In my home I knew about the great Black poets of the Harlem Renaissance, Langston Hughes and Countee Cullen. I was drawn to the brilliance of Benjamin Banneker, architect of the city design of Washington D.C. I was enamored by how activist Ida B. Wells fought courageously against the lynching of Black people. Even later, I was enamored by the stories (slave narratives) of enslaved Black men and women who used their bodies to set an example for protest and resistance that we witness today. Henry “Box” Brown, a formerly enslaved Black man, who literally mailed himself to freedom by hiding inside of a wooden crate destined for the North. Harriett Jacobs hid herself in a small room in a White woman’s home for seven years until her master stopped looking for her and she could eventually escape to freedom.

These are the stories that are also internalized, but at times their legitimacy was questioned because of the hegemonic hold white-controlled narratives held on my educational journey. The same hegemony is evident in my theological journey. I was taught (even in Black churches) to worship an “ideologically photoshopped” European Jesus who was ethnically Jewish from the region of Palestine and who was ontologically Black (poor, a refugee, from the margins of society, and falsely accused and executed). I have lived between the histories of White and Black folks, between hegemonic and marginalized perspectives, and between assumed superiority and assigned inferiority—neither with any roots in reality.

Recently, I had an intense conversation with a man who had mentored me for sixteen years. He began to share social and political perspectives I did not know he held. They were triggering for me, to say the least. I have never in sixteen years disagreed with him, certainly not passionately. This time I was compelled to share views that differed theologically and politically, as well as historical perspectives than his. Inevitably, race(ism) became a central topic and this was the point of no return. He spent most of his time trying to distance himself from sounding racist but he was  unwilling to enter the “in-between” space with me. He was much more comfortable with his binary approach to the historical narratives and political viewpoints. He echoed the lessons taught to me by those textbooks that executed the selective erasure of history from People of Color and he continued to accentuate the Anglo presentation of America (what he called a “sheep nation,” a reference to Matthew 25 and the narrative of God judging and separating nations as a shepherd separates sheep [righteous] from goats [condemned]).

He fought to protect his fragmented understanding of the gospel (personal salvation) while I invited him to visit the integrated gospel (salvation and justice, personal and collective) that I believe Jesus preached. Whether secular or religious, I have had to live in the tension of seemingly conflicting histories that should be in conversation with one another. This liminal space is necessary if for no other reason than to hold hegemonic narratives accountable to the whole truth, including the aspects of history that are incriminating to the group/class in power.   

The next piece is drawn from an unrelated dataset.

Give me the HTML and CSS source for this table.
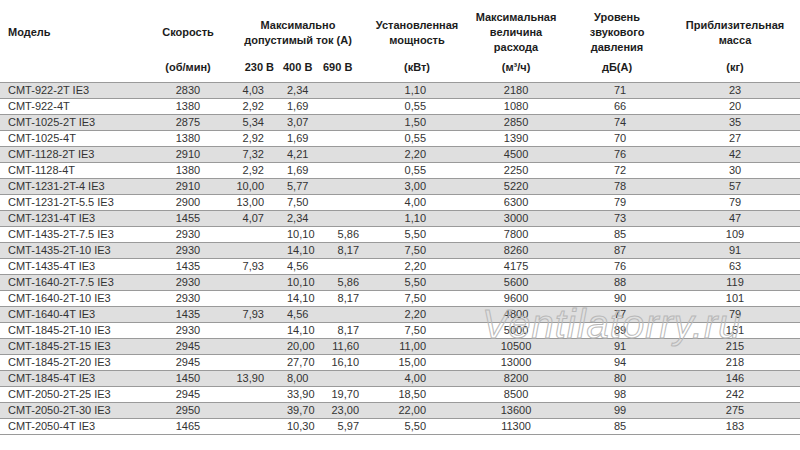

He decided he did not like the “contentious” conversations (two) we had over the weekend. He ended our mentoring relationship. While this saddened me, I found this to be a common response by some “friends” of mine who vigilantly guard their vision and version of American history, to simply cut off the conversation at best or the relationship at worst. Living in-between histories can be a painful reality. Living in-between lies or half-truths and reality is disorienting and lonely. Yet, it is in this space where there can be so much revelation. In between histories one can winnow falsehood from truth and lead individuals and the masses to a more healing and life-giving understanding of where we came from so that where we are headed is not a repetition of the underbelly of history but its glimpses of promise.

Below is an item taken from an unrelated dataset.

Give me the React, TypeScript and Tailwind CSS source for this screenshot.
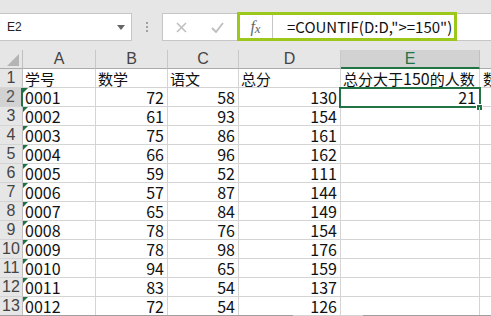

Living in this space is not necessarily a perpetual state of tension. This space holds as much of a capacity to reorient one’s vision and worldview as it does to disorient. Unstable terrain, while it is uncertain ground to stand on, has the capacity to strengthen muscles that ironically atrophy because of steady ground. Truth offers steady ground, but in terms of historical narratives, accounts from the margins must be in conversation with, and challenge dominant accounts of history. It has the capacity to draw people into solidaric expressions of community as much as it can divide communities. Through a certain lens, it is the tension of this space and the factors that create it that give opportunities for seeking an alternative consciousness to cross over the threshold into an authentic community unafraid of the good, bad, and the ugly of its own narrative. 

One thought on “Living in-between histories – Phil Allen, Jr.

  1. Phil, thank you. This is beautiful and true, true and beautiful, sad and hopeful, hopeful and sad. It is a great sorrow when a chasm opens between oneself and one’s mentor or close friend, especially when that chasm is the result of the inability of the mentor to enter that in-between that you articulate so beautifully, and a refusal to see justification and sanctification (social justice) as the necessary twins of grace. I am sorry for the loss, for both of you.

    The way you speak of two people with differeing views choosing to enter that in-between reminds me of Buber. “The life of dialogue,” he writes in Between Man and Man, “is no privilege of intellectual activity like dialectic…There are no gifted and ungifted here, only those who give themselves and those who withhold themselves.” And the one who gives herself tomorrow, he says, does not know today that she has it in herself, “that we have it in ourselves, [s]he will just find it, ‘and finding it be amazed.’” And in I and Thou: When we go forth, walking our way, and “encounter a man who comes toward us, walking his way, we know our way only and not his; for his comes to life for us only in the encounter.” What a missed encounter of grace your mentor missed in his converrsations with you.

    Your words help me walk humbly, trustfully toward and into such in-betweens.